We walked outside today, the cool dry November air nipping at our fingers as we explored our own backyard. Thirteen acres of meadows and woods, a few trees standing resolutely off to themselves in the middle of a freshly mown field, straw crunching at our feet, we found ourselves right at home in nature. A few birds scurried from under bushes, probably wondering what we humans might get into while in their territory. We found a huge old rock and scaled it for the view, took some pictures of the vastness of all the untarnished land. I looked up at the sky big and open, no power lines or big tree limbs blocking the view, and thought the span of Earth would make a perfect carpet for star-gazing some night soon. The sun was sinking fast behind some trees, it's welcome warmth leaving us too soon as we tromped our way back up the hill.
We discovered piles of brush, piles of bamboo all dried out and stacked neatly together, for what purpose, no one knows. My boy climbed on old tractors and ran up a mountain of crushed asphalt, thrilled that he'd found the perfect boyhood playground for pretending he is fighting wars and hiding from the enemy.
Eventually we came back around the last building and into our own back yard. I stood for a moment in awe, looking down the hillside across the huge field that faces the driveway. I took in the beauty of Autumn's art-work, searched in vain for the mountain tops above the trees. I could barely make out the silhouette of one rounded mountain top, shrouded in the November haze of a fire burning miles away.
Isn't it just like life? We go about our business, smelling smoke, noticing something just isn't right, but never really fretting over it because, after all, what's happening is happening far away. Sure, we might get a whiff of smoke or miss out on a beautiful view for a while, but really what does it have to do with us?

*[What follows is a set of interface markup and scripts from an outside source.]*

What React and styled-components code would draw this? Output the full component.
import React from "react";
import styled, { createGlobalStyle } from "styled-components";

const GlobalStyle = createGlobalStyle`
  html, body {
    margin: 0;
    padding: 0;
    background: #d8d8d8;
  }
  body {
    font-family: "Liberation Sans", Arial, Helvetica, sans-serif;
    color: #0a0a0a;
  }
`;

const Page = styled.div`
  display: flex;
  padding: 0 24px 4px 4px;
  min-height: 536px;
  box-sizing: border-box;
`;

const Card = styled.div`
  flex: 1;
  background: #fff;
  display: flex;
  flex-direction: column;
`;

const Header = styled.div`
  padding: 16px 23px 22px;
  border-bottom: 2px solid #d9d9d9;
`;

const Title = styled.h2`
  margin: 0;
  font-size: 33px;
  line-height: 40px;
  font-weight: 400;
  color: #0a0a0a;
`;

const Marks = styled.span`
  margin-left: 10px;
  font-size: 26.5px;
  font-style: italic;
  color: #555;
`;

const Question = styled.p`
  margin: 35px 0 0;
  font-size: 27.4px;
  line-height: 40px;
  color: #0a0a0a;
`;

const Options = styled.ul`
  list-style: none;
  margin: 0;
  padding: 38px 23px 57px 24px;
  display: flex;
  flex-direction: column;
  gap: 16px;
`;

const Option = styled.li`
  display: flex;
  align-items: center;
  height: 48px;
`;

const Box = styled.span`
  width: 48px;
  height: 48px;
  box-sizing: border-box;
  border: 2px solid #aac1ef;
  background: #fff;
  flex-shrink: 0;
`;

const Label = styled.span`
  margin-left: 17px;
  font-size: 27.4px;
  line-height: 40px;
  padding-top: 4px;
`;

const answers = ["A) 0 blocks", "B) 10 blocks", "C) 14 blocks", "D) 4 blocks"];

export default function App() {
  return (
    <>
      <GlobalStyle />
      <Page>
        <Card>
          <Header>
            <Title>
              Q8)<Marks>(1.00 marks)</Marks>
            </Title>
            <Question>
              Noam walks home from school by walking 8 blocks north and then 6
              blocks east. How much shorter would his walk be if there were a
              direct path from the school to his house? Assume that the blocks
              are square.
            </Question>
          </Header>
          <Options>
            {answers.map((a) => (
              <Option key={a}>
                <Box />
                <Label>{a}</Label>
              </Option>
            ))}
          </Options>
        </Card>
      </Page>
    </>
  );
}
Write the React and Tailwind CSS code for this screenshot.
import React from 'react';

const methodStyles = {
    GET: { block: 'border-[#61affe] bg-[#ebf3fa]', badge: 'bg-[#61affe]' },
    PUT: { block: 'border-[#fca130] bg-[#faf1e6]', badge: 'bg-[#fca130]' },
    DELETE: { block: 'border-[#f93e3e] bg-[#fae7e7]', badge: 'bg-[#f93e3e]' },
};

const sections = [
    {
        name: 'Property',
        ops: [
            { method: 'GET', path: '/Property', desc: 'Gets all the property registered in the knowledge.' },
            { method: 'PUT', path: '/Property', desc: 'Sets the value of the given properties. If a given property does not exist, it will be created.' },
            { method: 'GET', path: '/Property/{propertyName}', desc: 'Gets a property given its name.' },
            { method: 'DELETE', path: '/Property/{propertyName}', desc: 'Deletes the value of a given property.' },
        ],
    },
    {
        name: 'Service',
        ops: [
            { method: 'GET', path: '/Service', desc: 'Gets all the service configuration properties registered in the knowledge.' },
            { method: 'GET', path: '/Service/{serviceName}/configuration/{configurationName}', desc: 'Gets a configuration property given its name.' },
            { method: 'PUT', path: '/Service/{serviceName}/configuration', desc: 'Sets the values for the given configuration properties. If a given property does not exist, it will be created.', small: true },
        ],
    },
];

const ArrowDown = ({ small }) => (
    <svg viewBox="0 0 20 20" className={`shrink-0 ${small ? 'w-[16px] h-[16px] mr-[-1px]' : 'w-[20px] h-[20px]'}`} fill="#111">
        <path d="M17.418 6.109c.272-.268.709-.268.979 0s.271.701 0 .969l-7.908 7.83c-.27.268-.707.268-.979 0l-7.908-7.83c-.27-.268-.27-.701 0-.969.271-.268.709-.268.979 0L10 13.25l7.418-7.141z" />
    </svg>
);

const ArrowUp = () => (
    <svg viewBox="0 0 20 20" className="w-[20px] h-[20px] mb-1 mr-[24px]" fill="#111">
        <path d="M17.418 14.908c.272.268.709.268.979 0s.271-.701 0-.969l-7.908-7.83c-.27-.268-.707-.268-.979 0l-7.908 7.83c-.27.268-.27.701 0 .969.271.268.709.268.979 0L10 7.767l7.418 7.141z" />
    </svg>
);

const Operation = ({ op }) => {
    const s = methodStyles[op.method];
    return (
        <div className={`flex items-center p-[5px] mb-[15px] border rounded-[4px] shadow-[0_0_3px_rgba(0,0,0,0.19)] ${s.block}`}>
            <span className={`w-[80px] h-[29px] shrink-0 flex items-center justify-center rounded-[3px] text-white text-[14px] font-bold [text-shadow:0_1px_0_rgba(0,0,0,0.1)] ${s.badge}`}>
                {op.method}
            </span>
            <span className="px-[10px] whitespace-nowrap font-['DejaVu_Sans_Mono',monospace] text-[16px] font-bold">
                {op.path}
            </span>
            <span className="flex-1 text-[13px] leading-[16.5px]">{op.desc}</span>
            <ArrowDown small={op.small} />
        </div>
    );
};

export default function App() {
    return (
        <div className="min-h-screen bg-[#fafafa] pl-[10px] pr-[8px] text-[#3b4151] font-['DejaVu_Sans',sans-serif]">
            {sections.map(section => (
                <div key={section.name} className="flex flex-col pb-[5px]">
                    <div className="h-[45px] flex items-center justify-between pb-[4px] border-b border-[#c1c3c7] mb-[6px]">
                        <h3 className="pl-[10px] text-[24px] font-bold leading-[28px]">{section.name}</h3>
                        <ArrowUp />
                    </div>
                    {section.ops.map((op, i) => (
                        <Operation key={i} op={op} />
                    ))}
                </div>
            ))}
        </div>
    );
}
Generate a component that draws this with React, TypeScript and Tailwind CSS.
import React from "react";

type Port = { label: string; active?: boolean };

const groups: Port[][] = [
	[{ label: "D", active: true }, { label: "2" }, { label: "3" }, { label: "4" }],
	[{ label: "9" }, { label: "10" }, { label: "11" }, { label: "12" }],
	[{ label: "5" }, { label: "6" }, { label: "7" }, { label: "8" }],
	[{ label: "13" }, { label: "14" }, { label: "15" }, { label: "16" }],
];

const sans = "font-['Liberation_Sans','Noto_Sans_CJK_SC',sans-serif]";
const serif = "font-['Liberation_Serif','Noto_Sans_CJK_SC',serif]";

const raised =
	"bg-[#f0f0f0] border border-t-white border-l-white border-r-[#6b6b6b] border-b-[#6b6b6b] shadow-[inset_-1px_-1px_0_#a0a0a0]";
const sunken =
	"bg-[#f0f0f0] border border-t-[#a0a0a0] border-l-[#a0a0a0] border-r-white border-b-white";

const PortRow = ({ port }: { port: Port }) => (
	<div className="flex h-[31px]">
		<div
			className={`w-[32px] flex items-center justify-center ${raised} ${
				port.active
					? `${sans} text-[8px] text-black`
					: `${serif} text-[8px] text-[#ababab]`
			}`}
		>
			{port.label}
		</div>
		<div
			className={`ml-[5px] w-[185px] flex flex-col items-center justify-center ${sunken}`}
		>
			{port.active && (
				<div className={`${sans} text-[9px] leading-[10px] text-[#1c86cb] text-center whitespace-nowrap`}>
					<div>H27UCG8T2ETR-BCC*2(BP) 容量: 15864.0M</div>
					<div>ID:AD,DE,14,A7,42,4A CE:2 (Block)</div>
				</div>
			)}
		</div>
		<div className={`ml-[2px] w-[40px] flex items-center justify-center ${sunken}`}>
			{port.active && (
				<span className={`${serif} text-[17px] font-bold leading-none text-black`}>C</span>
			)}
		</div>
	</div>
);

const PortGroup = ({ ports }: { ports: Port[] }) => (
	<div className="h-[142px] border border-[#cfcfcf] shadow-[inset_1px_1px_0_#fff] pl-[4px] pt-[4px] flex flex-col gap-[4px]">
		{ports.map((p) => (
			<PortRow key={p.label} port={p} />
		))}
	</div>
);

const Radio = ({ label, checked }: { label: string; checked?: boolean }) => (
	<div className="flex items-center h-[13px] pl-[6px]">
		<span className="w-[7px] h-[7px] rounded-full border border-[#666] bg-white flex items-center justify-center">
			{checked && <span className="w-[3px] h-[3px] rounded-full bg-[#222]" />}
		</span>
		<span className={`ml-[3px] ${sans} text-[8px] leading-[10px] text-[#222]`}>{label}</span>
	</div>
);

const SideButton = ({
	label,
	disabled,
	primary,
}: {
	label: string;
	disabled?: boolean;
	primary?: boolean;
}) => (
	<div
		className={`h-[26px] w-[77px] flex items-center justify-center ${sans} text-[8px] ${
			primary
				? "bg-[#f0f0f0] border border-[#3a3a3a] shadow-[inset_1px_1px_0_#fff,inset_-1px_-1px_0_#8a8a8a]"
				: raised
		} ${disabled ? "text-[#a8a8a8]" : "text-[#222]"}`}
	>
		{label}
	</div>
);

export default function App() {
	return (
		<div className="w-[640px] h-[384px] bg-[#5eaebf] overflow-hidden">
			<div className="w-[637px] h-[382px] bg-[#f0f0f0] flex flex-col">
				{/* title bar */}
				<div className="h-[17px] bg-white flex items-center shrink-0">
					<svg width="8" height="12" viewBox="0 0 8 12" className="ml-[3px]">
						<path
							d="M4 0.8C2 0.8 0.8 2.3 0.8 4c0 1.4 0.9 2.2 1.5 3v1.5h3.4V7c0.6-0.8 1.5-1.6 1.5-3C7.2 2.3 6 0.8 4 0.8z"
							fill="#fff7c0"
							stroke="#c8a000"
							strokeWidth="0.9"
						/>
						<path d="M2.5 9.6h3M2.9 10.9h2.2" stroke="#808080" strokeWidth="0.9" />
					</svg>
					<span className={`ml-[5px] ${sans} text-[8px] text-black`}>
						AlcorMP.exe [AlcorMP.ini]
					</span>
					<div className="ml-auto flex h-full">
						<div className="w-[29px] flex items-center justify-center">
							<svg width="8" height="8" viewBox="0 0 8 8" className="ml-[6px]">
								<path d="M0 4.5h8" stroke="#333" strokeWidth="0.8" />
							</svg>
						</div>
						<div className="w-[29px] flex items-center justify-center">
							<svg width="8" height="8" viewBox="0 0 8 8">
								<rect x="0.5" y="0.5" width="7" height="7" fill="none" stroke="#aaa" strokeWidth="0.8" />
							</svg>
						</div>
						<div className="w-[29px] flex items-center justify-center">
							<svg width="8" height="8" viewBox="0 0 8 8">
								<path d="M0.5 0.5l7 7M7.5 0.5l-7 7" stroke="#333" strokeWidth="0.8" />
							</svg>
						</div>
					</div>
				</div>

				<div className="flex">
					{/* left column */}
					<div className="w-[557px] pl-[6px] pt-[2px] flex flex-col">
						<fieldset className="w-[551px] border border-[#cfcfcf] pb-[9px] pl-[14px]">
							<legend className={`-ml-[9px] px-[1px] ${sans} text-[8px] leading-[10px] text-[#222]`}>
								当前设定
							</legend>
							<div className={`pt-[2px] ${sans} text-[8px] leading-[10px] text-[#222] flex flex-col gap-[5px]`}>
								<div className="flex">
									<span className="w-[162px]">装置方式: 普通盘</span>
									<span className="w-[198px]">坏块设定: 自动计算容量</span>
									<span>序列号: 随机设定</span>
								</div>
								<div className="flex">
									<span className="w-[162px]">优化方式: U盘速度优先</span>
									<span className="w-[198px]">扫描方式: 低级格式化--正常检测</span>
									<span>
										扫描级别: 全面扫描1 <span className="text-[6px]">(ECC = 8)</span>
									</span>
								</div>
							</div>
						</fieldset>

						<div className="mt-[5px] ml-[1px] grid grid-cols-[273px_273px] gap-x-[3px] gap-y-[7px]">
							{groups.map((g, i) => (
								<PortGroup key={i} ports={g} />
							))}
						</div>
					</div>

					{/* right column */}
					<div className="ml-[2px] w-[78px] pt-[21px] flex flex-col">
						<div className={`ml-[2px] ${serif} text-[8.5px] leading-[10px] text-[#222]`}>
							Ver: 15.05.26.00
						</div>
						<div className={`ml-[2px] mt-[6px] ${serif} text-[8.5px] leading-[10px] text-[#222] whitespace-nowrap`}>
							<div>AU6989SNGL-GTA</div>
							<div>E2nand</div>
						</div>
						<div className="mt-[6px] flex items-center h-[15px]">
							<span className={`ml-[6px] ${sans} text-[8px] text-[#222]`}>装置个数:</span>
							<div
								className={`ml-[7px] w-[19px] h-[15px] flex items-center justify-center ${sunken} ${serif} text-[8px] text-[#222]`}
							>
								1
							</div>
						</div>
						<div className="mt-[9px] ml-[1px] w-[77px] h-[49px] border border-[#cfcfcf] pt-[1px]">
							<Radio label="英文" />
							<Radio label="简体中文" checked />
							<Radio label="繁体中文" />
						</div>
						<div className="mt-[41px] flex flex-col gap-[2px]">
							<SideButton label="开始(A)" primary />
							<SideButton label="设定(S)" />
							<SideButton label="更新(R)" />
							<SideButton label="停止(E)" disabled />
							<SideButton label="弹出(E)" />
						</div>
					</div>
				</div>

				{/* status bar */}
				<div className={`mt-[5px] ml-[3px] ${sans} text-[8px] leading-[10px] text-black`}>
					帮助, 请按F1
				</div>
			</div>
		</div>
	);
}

Meanwhile firefighters spend days and nights away from their families. Forest animals are scurrying to try to find new homes. People are being evacuated from their homes for days at a time--likely worried they might not ever go back home. Kids are banned from going outside because the air-quality is so poor, but we still carry on as though it doesn't matter. After all, the fire will eventually go out. It will rain again. We'll get our fresh air back and our pretty mountain views, though singed and spoiled for a while, will grow back lush and green in a few years' time.
Our willful ignorance and our incontrovertible hopefulness, things we cling to so tightly and want to call virtues, do not allow us to see the real damage being done.
I speak of course, of our forests, our mountains and wildlife but also of the many human spirits who suffer at the hands of injustice, prejudice, hate and ignorance. I speak of our willful blindness to the plights of our fellow man, the ones whose entire lives consist of struggle, a kind of hardship most of us will never know. Why should we concern ourselves with them? Sure, we know they are there, we see the signs of their presence, but we like to believe they are miles away from us.
How many times have you driven past the run-down trailer park, and instead of wondering why the landlord runs a slum, you've judged the people who live there as being lazy, drug users, illegal immigrants, loose women, the dregs of humanity? How many times have you shaken your head when you saw a dirty child in too-little clothes, too shy to speak to a stranger and assumed his mother must be bad? How often do you inventory the groceries of the mom ahead of you in line at Ingles using her EBT card to buy food for her family and silently judge her for what she purchases?
You see the smoke, but you cannot acknowledge the fire. It's too far from you--someone else will handle it.
But what we forget when we refuse to help fight the fire is that when one of us is struggling, when one of us is fighting a fire that is overwhelming, we all eventually lose. Why must a struggling young family who can only afford to live in a small trailer have to also live with the stigma of the people in their community assuming the worst of them because a landlord chooses not to keep up her property? Why can't we fight that fire by demanding better for the families who want to grow and thrive and build big beautiful lives for themselves in our midst? Why do we choose, rather than to reach out and help, to be flame throwers?
This is our hazy November, and in the coming years, the haze will grow thicker all around us, even long after the forests have ceased their burning.
What will you do in your hometown, in your own little corner of the world to find the flames of destruction and put them out before our whole country becomes engulfed? You and I, we cannot afford to turn our heads or stay inside to avoid seeing the smoke. We cannot count on someone else to stamp out the embers smoldering in the underbrush.
You and I, we are the firefighters, and this fight is going to be a long one.
Are you ready to suit up and take it on?